The use of SMSFs has allowed individuals to have greater control over the decisions that are made in respect of their retirement savings. However, that additional control comes with additional responsibility and individuals should seek appropriate financial and legal advice as and when necessary. At Estate Planning Equation, we assist financial advisors, accountants and their respective clients in the legal aspects of an SMSF including:
- Establishment and upgrades of governing rules of SMSFs including reviews;
- SMSF borrowing via limited recourse borrowing arrangements;
- General compliance issues;
- Pension documentation;
- Structuring superannuation death benefits payments; and
- Changes of trustees.
Martin and Diana run a restaurant business via their family discretionary trust, which also owns the business premises. They are conscious that the premises would be exposed to claims by creditors should the business ever get into financial difficulty. They wish to take advantage of the more favourable income tax and asset protection attributes of an SMSF and have decided to transfer the premises across to the fund.

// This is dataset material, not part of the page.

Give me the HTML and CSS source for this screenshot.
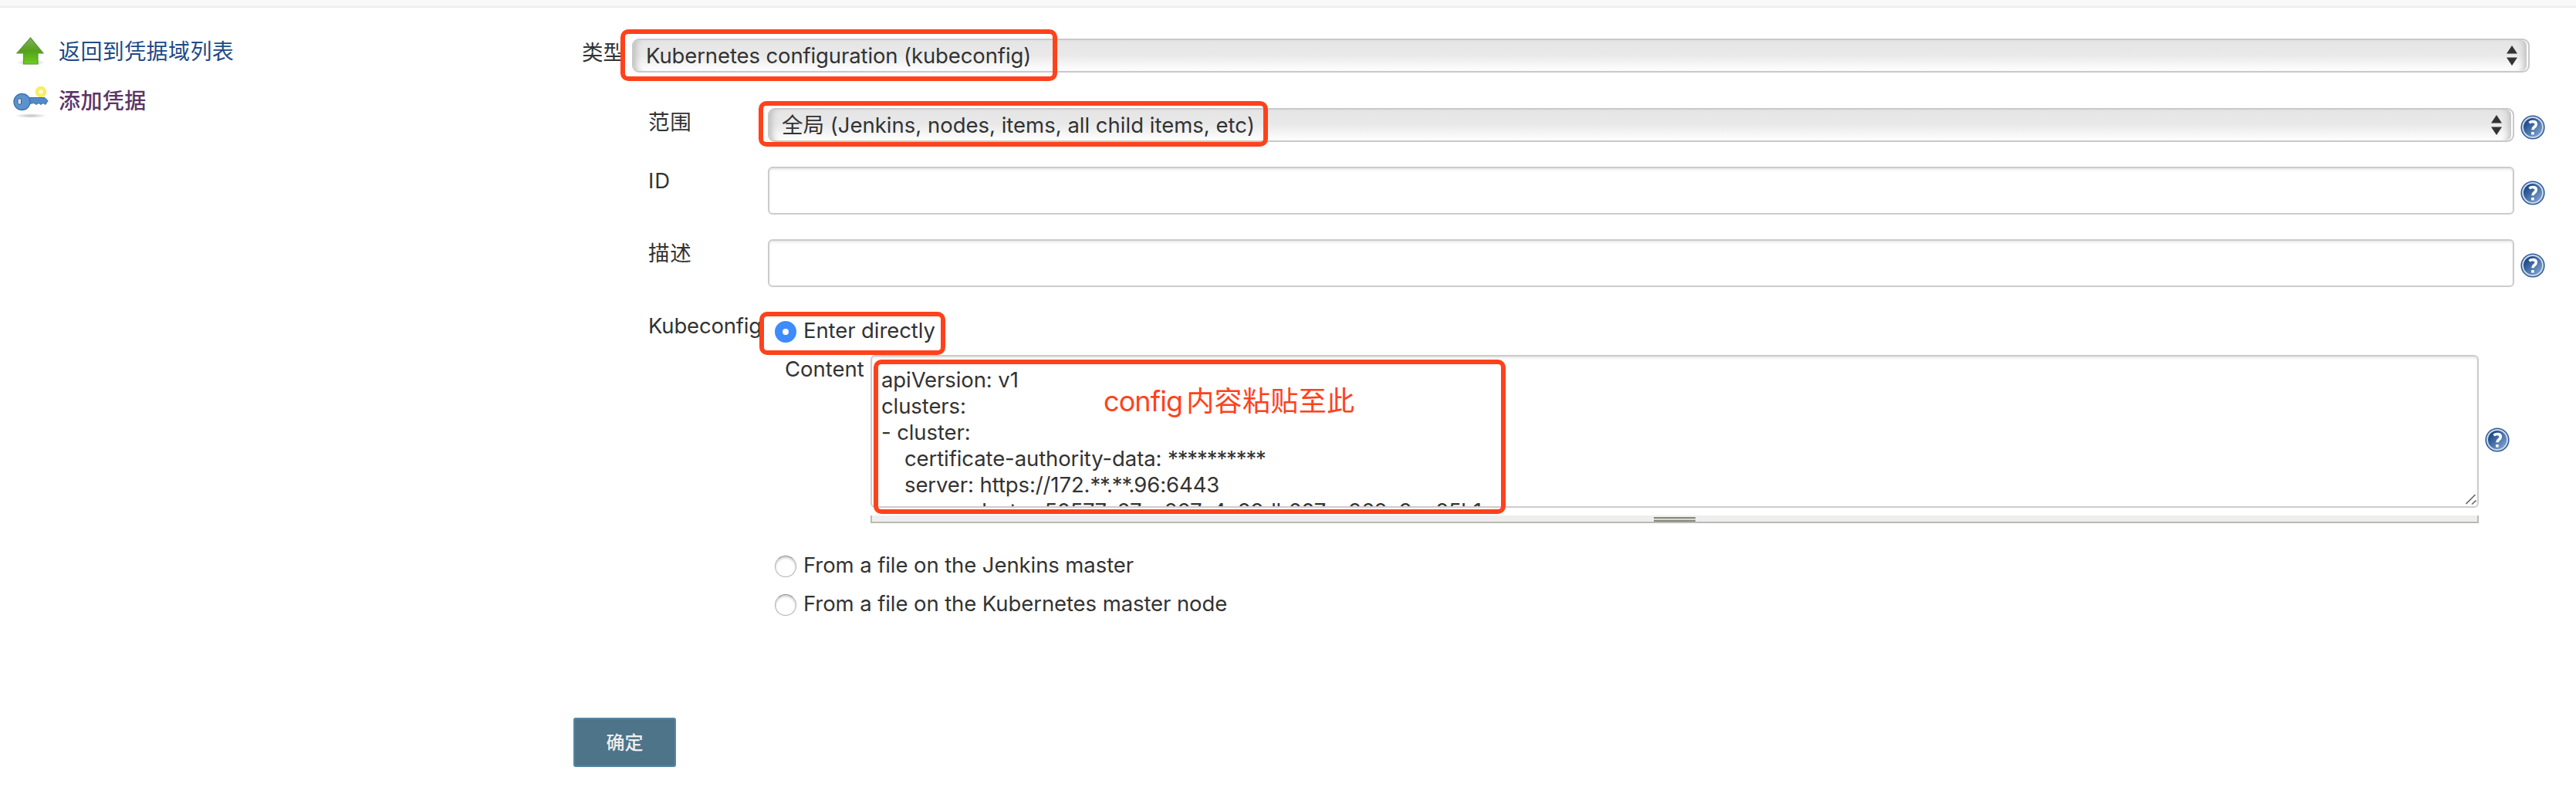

In doing so, they should consider:
- Whether the property is able to be transferred to superannuation without contravening the strict requirements of the Superannuation Industry (Supervision) Act 1993 (Cth);
- The necessary steps to transfer the property from the trust to superannuation and availability of CGT and duty exemptions on such a transfer;
- The GST implications of such a transfer;
- Their contribution caps and the timing of such transfers to maximise the ability to utilise their contribution caps; and
- The requirement for arm's length rent between the SMSF and family discretionary trust.